- From: Bijan Parsia <bparsia@cs.manchester.ac.uk>
- Date: Thu, 26 Mar 2009 10:08:53 +0000
- To: "Orri Erling" <erling@xs4all.nl>
- Cc: "'Ivan Herman'" <ivan@w3.org>, "'SPARQL Working Group'" <public-rdf-dawg@w3.org>
On 26 Mar 2009, at 09:56, Orri Erling wrote: > Hi > > This would be a matter of perception. > > The fact is, as a regular web developer would see it, that if the WG > ,manages to agree on update, aggregates, expressions, grouping and > nesting, > then it becomes, for the first time, possible to write what one > would call a > regular database driven application without relying on vendor specific > extensions. For me, yes. > On its own merits, this would warrant a major version number.
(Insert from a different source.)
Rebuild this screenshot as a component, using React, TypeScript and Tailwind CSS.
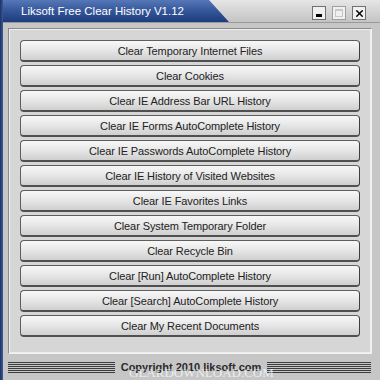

But > if one > does give it a new major number, one offhand acknowledges that the > previous > spec was somehow insufficient. Hence it seems that the threshold for > issuing new major numbers is very high. Oy, this is exactly what one should avoid. Major/minor numbers get us into rathole discussions about whether this or that change passes the major threshold (as if that were independently determinable), worries about whether it signals "too much" change or "too little change" or whether its dissing the old spec. (See the furor about XML 1.0...5th edition) Here's my (made up) rule: If it's not errata, we bump the major the major version. If it is errata, then we publish errata :) I wish the W3C would adopt such a policy overall to prevent repeated rathole discussions. LET ME NOTE: I will not oppose any numbering scheme. I don't think date based ones will fly with the W3C as a whole. I think there are no substantive (such that we can determine independently of gut feels) arguments to be made about whether a change is major or minor. I think we're not going to do any serious market research to determine what sells best. Cheers, Bijan.